In this latest film, Anderson mixes his miniature world with shots, taken on location, of vast European landscapes. For Gustave H. and Zero, the world they are thrust into beyond the hotel, despite their own wishes and intentions, is so wide they cannot help but run up against political realities of their time. Throughout the film politics and war is hinted at in slivers: A peeking headline on a newspaper. Silhouettes of gray soldiers in a field leading to both aforementioned episodes concerning the passports. The badges on the arms of soldiers marked, and the paper stock on a desk labeled, “ZZ”. Even the emptiness of the hotel and the beginning and end of the film. It’s all reminiscent of Zweig and the unfortunate truth that he learned—the world will change whether you like it or not, and if you blind yourself to political truths they will find you blind and take no pity on you.
So it is interesting that Anderson’s characters, inspired by Zweig’s characters, acknowledge nothing about the changing politics, despite the obvious signs all around them. In that way it is as if the adventure of the two characters is a distraction against the real drama playing out off screen, even off the page of the script. This is what turns out to be Gustave’s flaw. He is too concerned with his own shallow world of experience to recognize the dangers outside of it.

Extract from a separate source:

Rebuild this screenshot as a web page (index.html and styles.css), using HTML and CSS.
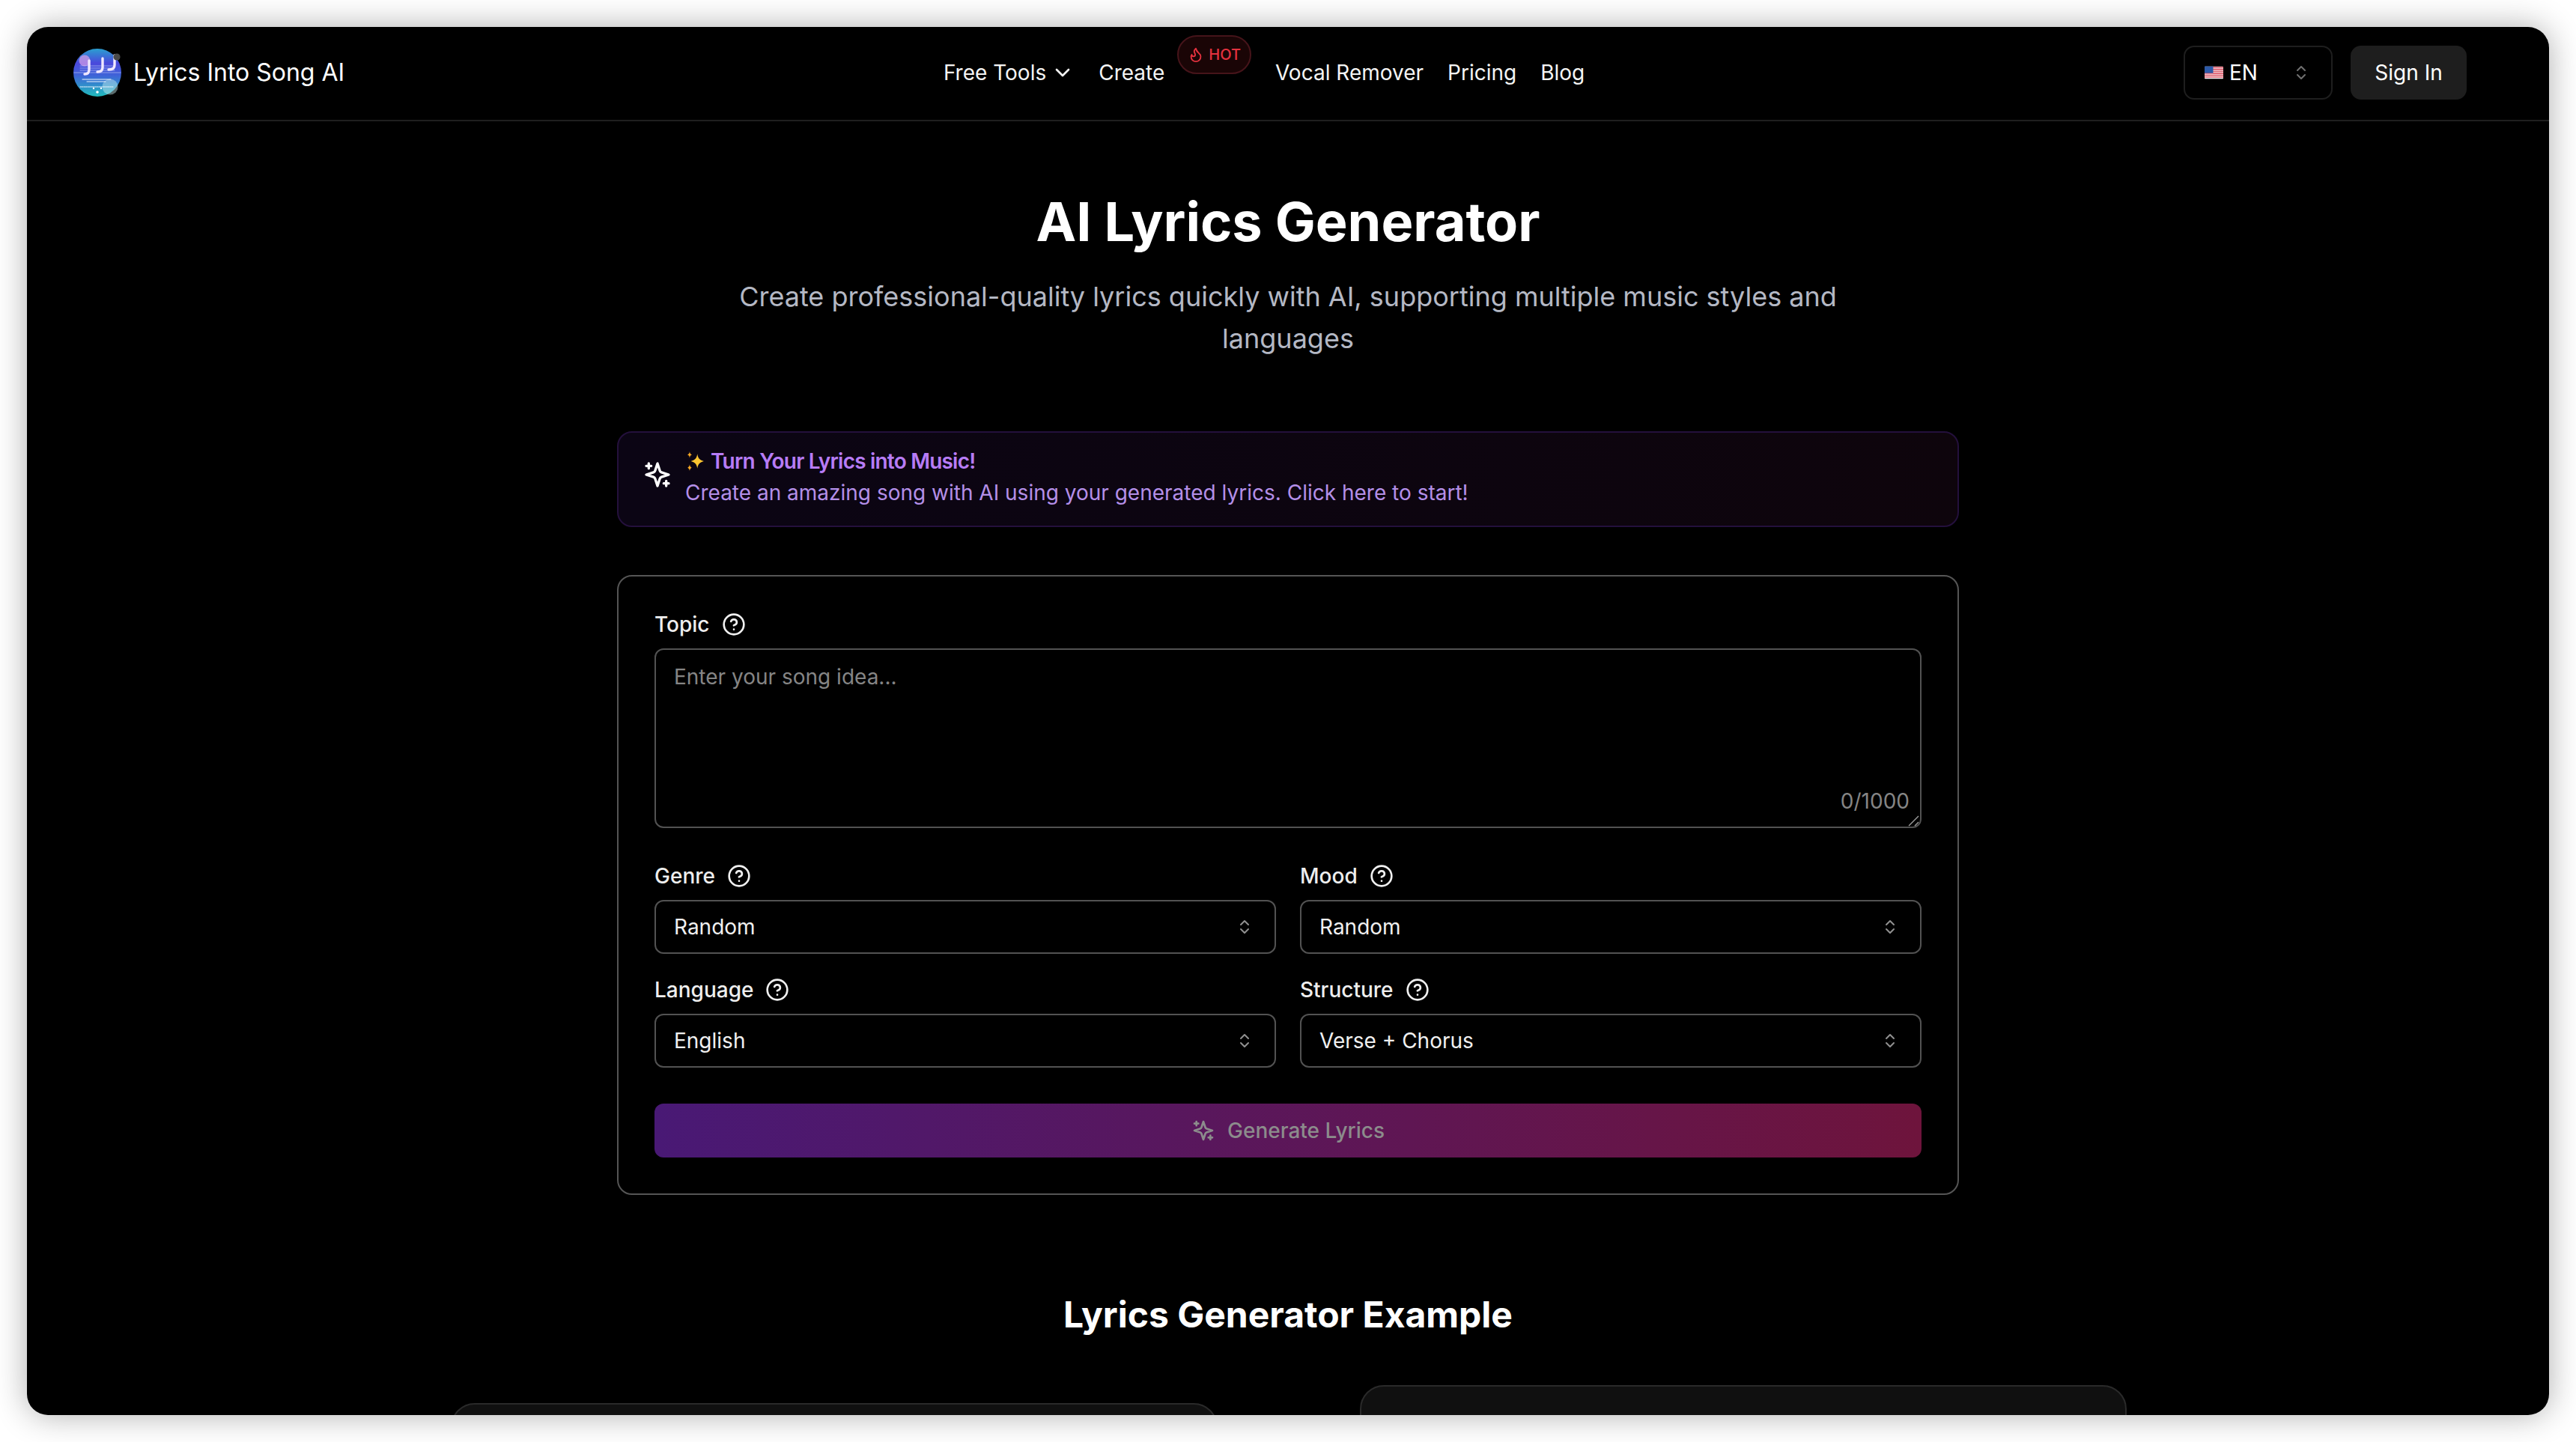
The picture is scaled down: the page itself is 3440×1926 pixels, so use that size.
FILE: index.html
```html
<!DOCTYPE html>
<html lang="en">
<head>
<meta charset="UTF-8">
<title>AI Lyrics Generator</title>
<link rel="stylesheet" href="styles.css">
</head>
<body>
<svg class="icon-defs" aria-hidden="true">
    <symbol id="i-sparkles" viewBox="0 0 24 24">
        <path d="m12 3-1.912 5.813a2 2 0 0 1-1.275 1.275L3 12l5.813 1.912a2 2 0 0 1 1.275 1.275L12 21l1.912-5.813a2 2 0 0 1 1.275-1.275L21 12l-5.813-1.912a2 2 0 0 1-1.275-1.275L12 3Z"/>
        <path d="M5 3v4M19 17v4M3 5h4M17 19h4"/>
    </symbol>
    <symbol id="i-help" viewBox="0 0 24 24">
        <circle cx="12" cy="12" r="10"/>
        <path d="M9.09 9a3 3 0 0 1 5.83 1c0 2-3 3-3 3M12 17h.01"/>
    </symbol>
    <symbol id="i-updown" viewBox="0 0 24 24">
        <path d="m7 15 5 5 5-5M7 9l5-5 5 5"/>
    </symbol>
</svg>

<div class="window">
    <header class="header">
        <a class="brand">
            <svg class="logo" viewBox="0 0 64 64">
                <defs>
                    <linearGradient id="logoFill" x1="0" y1="0" x2="0" y2="1">
                        <stop offset="0" stop-color="#2a9fd0"/>
                        <stop offset="0.3" stop-color="#4a48dc"/>
                        <stop offset="0.55" stop-color="#3f62d8"/>
                        <stop offset="1" stop-color="#20bcbc"/>
                    </linearGradient>
                </defs>
                <circle cx="32" cy="32" r="32" fill="url(#logoFill)"/>
                <circle cx="15" cy="16" r="7.500" fill="#d9a0e8" opacity="0.7"/>
                <circle cx="49" cy="51" r="10.500" fill="#c8eef0" opacity="0.45"/>
                <path d="M9 23h46M9 26h46M1 32h62M9 29h46" stroke="#dfe6ff" stroke-width="0.7" opacity="0.7" fill="none"/>
                <path d="M12 41h38M18 44h25" stroke="#eef4ff" stroke-width="1" fill="none"/>
                <path d="M9 51h45" stroke="#eef4ff" stroke-width="1" stroke-dasharray="1.500 1" fill="none"/>
                <path d="M21 16v12q0 6-6 6M39 13v12q0 6-7 6M55 9v13q0 6-8 6" stroke="#f0e8ff" stroke-width="3.400" stroke-linecap="round" fill="none"/>
                <circle cx="27" cy="53" r="1.200" fill="#fff"/>
                <circle cx="37" cy="53" r="1.200" fill="#fff"/>
                <circle cx="32" cy="58" r="1.800" fill="#fff"/>
                <circle cx="58" cy="11" r="4.600" fill="#4a4a4a"/>
            </svg>
            <span>Lyrics Into Song AI</span>
        </a>
        <nav class="nav">
            <a class="nav-item">Free Tools
                <svg class="nav-chevron" viewBox="0 0 24 24"><path d="m6 9 6 6 6-6"/></svg>
            </a>
            <a class="nav-item nav-create">Create
                <span class="hot-badge">
                    <svg viewBox="0 0 24 24"><path d="M8.5 14.5A2.5 2.5 0 0 0 11 12c0-1.38-.5-2-1-3-1.072-2.143-.224-4.054 2-6 .5 2.5 2 4.9 4 6.5 2 1.6 3 3.5 3 5.5a7 7 0 1 1-14 0c0-1.153.433-2.294 1-3a2.5 2.5 0 0 0 2.5 2.5z"/></svg>
                    HOT
                </span>
            </a>
            <a class="nav-item">Vocal Remover</a>
            <a class="nav-item">Pricing</a>
            <a class="nav-item">Blog</a>
        </nav>
        <div class="header-actions">
            <div class="lang-select">
                <span class="lang-value">
                    <svg class="flag" viewBox="0 0 24 16">
                        <rect width="24" height="16" rx="1" fill="#f4f4f4"/>
                        <path d="M0 1.2h24M0 3.7h24M0 6.2h24M0 8.7h24M0 11.2h24M0 13.7h24" stroke="#d8344a" stroke-width="1.25"/>
                        <rect width="11" height="8.6" fill="#2d5aa8"/>
                    </svg>
                    EN
                </span>
                <svg class="updown"><use href="#i-updown"/></svg>
            </div>
            <button class="signin">Sign In</button>
        </div>
    </header>

    <main class="main">
        <h1 class="title">AI Lyrics Generator</h1>
        <p class="subtitle">Create professional-quality lyrics quickly with AI, supporting multiple music styles and languages</p>

        <a class="promo">
            <svg class="promo-icon"><use href="#i-sparkles"/></svg>
            <div class="promo-text">
                <div class="promo-title">
                    <svg class="promo-emoji" viewBox="0 0 24 24">
                        <path d="M15 3c.8 5 2.2 7.2 8 9-5.800 1.800-7.200 4-8 9-.8-5-2.200-7.200-8-9 5.800-1.800 7.200-4 8-9z" fill="#fbc531"/>
                        <path d="M5.500 0c.3 2.400.9 3.200 2.800 4-1.900.8-2.500 1.600-2.800 4-.3-2.400-.9-3.200-2.800-4 1.900-.8 2.500-1.600 2.800-4zM5.500 16c.3 2.200.8 3 2.500 4-1.700 1-2.200 1.800-2.500 4-.3-2.200-.8-3-2.500-4 1.700-1 2.200-1.800 2.500-4z" fill="#f7a825"/>
                    </svg>
                    <span>Turn Your Lyrics into Music!</span>
                </div>
                <div class="promo-desc">Create an amazing song with AI using your generated lyrics. Click here to start!</div>
            </div>
        </a>

        <form class="form-card">
            <div class="field">
                <label class="field-label">Topic <svg class="help"><use href="#i-help"/></svg></label>
                <div class="textarea-wrap">
                    <textarea class="topic-input" placeholder="Enter your song idea..."></textarea>
                    <span class="counter">0/1000</span>
                    <svg class="grip" viewBox="0 0 16 16"><path d="M1 14 14 1M9 14l5-5"/></svg>
                </div>
            </div>
            <div class="field-grid">
                <div class="field">
                    <label class="field-label">Genre <svg class="help"><use href="#i-help"/></svg></label>
                    <div class="select"><span>Random</span><svg class="updown"><use href="#i-updown"/></svg></div>
                </div>
                <div class="field">
                    <label class="field-label">Mood <svg class="help"><use href="#i-help"/></svg></label>
                    <div class="select"><span>Random</span><svg class="updown"><use href="#i-updown"/></svg></div>
                </div>
                <div class="field">
                    <label class="field-label">Language <svg class="help"><use href="#i-help"/></svg></label>
                    <div class="select"><span>English</span><svg class="updown"><use href="#i-updown"/></svg></div>
                </div>
                <div class="field">
                    <label class="field-label">Structure <svg class="help"><use href="#i-help"/></svg></label>
                    <div class="select"><span>Verse + Chorus</span><svg class="updown"><use href="#i-updown"/></svg></div>
                </div>
            </div>
            <button class="generate" type="button">
                <svg><use href="#i-sparkles"/></svg>
                Generate Lyrics
            </button>
        </form>

        <h2 class="example-title">Lyrics Generator Example</h2>
        <div class="examples">
            <div class="example-card example-left"></div>
            <div class="example-card example-right"></div>
        </div>
    </main>
</div>
</body>
</html>
```

FILE: styles.css
```css
* {
    box-sizing: border-box;
}
html, body {
    height: 100%;
}
body {
    margin: 0;
    padding: 36px;
    background-color: #ffffff;
    font-family: Inter, 'Noto Sans', sans-serif;
    color: #ffffff;
    overflow: hidden;
}
.icon-defs {
    display: none;
}
svg {
    fill: none;
    stroke: currentColor;
    stroke-linecap: round;
    stroke-linejoin: round;
    stroke-width: 2;
}
.window {
    height: 100%;
    background-color: #000000;
    border-radius: 28px;
    box-shadow: 0 0 44px rgba(0, 0, 0, 0.32);
    overflow: hidden;
}

/* header */
.header {
    display: flex;
    align-items: center;
    justify-content: space-between;
    height: 126px;
    padding: 0 110px 3px 62px;
    border-bottom: 2px solid #1f1f1f;
}
.brand {
    display: flex;
    align-items: center;
    gap: 16px;
    font-size: 32px;
    line-height: 40px;
}
.logo {
    width: 64px;
    height: 64px;
    stroke: none;
}
.nav {
    display: flex;
    align-items: center;
    gap: 32px;
}
.nav-item {
    display: flex;
    align-items: center;
    font-size: 28px;
    line-height: 40px;
    color: #f4f4f4;
}
.nav-chevron {
    width: 32px;
    height: 32px;
    margin-left: 6px;
}
.nav-create {
    gap: 17px;
}
.hot-badge {
    position: relative;
    top: -24px;
    display: flex;
    align-items: center;
    gap: 6px;
    height: 52px;
    padding: 0 12px;
    background-color: #1a0506;
    border: 2px solid #46141a;
    border-radius: 26px;
    color: #e5323f;
    font-size: 20px;
    font-weight: 500;
    line-height: 24px;
}
.hot-badge svg {
    width: 22px;
    height: 22px;
}
.header-actions {
    display: flex;
    gap: 24px;
}
.lang-select {
    display: flex;
    align-items: center;
    justify-content: space-between;
    width: 199px;
    height: 72px;
    padding: 0 28px 0 26px;
    border: 2px solid #1e1e1e;
    border-radius: 14px;
    font-size: 28px;
}
.lang-value {
    display: flex;
    align-items: center;
    gap: 8px;
}
.flag {
    width: 25px;
    height: 18px;
    stroke: none;
}
.flag path {
    stroke: #d8344a;
}
.updown {
    width: 24px;
    height: 24px;
    color: #707070;
    flex-shrink: 0;
}
.signin {
    width: 155px;
    height: 72px;
    background-color: #1e1e1e;
    border: none;
    border-radius: 14px;
    color: #ffffff;
    font-family: inherit;
    font-size: 28px;
}

/* main column */
.main {
    display: flex;
    flex-direction: column;
    align-items: center;
    padding-top: 94px;
}
.title {
    margin: 0;
    font-size: 72px;
    font-weight: 700;
    line-height: 80px;
}
.subtitle {
    width: 1536px;
    margin: 32px 0 0;
    color: #b4b8c4;
    font-size: 36px;
    line-height: 56px;
    text-align: center;
}
.promo {
    display: flex;
    align-items: center;
    gap: 17px;
    width: 1792px;
    height: 128px;
    margin-top: 96px;
    padding: 0 32px 6px;
    background-image: linear-gradient(90deg, #0b0514, #0e050c);
    border: 2px solid #24103c;
    border-radius: 20px;
}
.promo-icon {
    width: 40px;
    height: 40px;
    margin-bottom: 6px;
    color: #ffffff;
    flex-shrink: 0;
}
.promo-title {
    display: flex;
    align-items: center;
    gap: 8px;
    color: #b77cf6;
    font-size: 28px;
    font-weight: 600;
    line-height: 42px;
    letter-spacing: -0.8px;
}
.promo-emoji {
    width: 26px;
    height: 26px;
    stroke: none;
}
.promo-desc {
    color: #b48fe8;
    font-size: 28px;
    line-height: 42px;
}

/* form */
.form-card {
    display: flex;
    flex-direction: column;
    gap: 48px;
    width: 1792px;
    margin-top: 64px;
    padding: 48px;
    border: 2px solid #555555;
    border-radius: 20px;
}
.field {
    display: flex;
    flex-direction: column;
    gap: 16px;
}
.field-label {
    display: flex;
    align-items: center;
    gap: 16px;
    height: 32px;
    color: #eeeeee;
    font-size: 28px;
    font-weight: 500;
}
.help {
    width: 32px;
    height: 32px;
    color: #f0f0f0;
}
.textarea-wrap {
    position: relative;
}
.topic-input {
    display: block;
    width: 100%;
    height: 240px;
    padding: 18px 24px;
    background-color: #000000;
    border: 2px solid #525252;
    border-radius: 12px;
    color: #ffffff;
    font-family: inherit;
    font-size: 28px;
    line-height: 36px;
    resize: none;
}
.topic-input::placeholder {
    color: #858585;
}
.counter {
    position: absolute;
    right: 16px;
    bottom: 18px;
    color: #858585;
    font-size: 28px;
    line-height: 36px;
}
.grip {
    position: absolute;
    right: 2px;
    bottom: 1px;
    width: 16px;
    height: 16px;
    color: #a0a0a0;
    stroke-width: 1.4;
    stroke-linecap: butt;
}
.field-grid {
    display: grid;
    grid-template-columns: 1fr 1fr;
    gap: 32px;
}
.select {
    display: flex;
    align-items: center;
    justify-content: space-between;
    height: 72px;
    padding: 0 28px 0 24px;
    border: 2px solid #525252;
    border-radius: 12px;
    color: #f0f0f0;
    font-size: 28px;
}
.select .updown {
    color: #909090;
}
.generate {
    display: flex;
    align-items: center;
    justify-content: center;
    gap: 16px;
    height: 72px;
    background-image: linear-gradient(90deg, #491975, #6e143c);
    border: none;
    border-radius: 12px;
    color: #8c8c8c;
    font-family: inherit;
    font-size: 28px;
    font-weight: 500;
}
.generate svg {
    width: 32px;
    height: 32px;
}

/* examples, cut off by the window */
.example-title {
    margin: 132px 0 0;
    font-size: 48px;
    font-weight: 700;
    line-height: 56px;
}
.examples {
    display: flex;
    justify-content: center;
    gap: 190px;
    width: 100%;
    padding-left: 2px;
}
.example-card {
    width: 1024px;
    height: 300px;
    background-color: #101010;
    border: 2px solid #2a2a2a;
    border-radius: 32px;
}
.example-left {
    margin-top: 90px;
}
.example-right {
    margin-top: 66px;
}
```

This may be as close as Wes Anderson gets to making a political film. And he has found a way to make a political statement in his signature style, a style which for years has appeared immune to political statements of any kind. Anderson’s style, after all, is appealing due to that very immunity, and the success of his films surely is related to a growing sense of political apathy, at least here in the United States. It all seems like a plea for awareness on the part of Anderson. Or if not a plea, an attempt to at least carry a message given to him by the writing of Stefan Zweig to a wider audience. The question now is not whether his loyal supporters will notice, but whether they will care. If they are to copy his set designs for their weddings, they may take his book suggestions as well.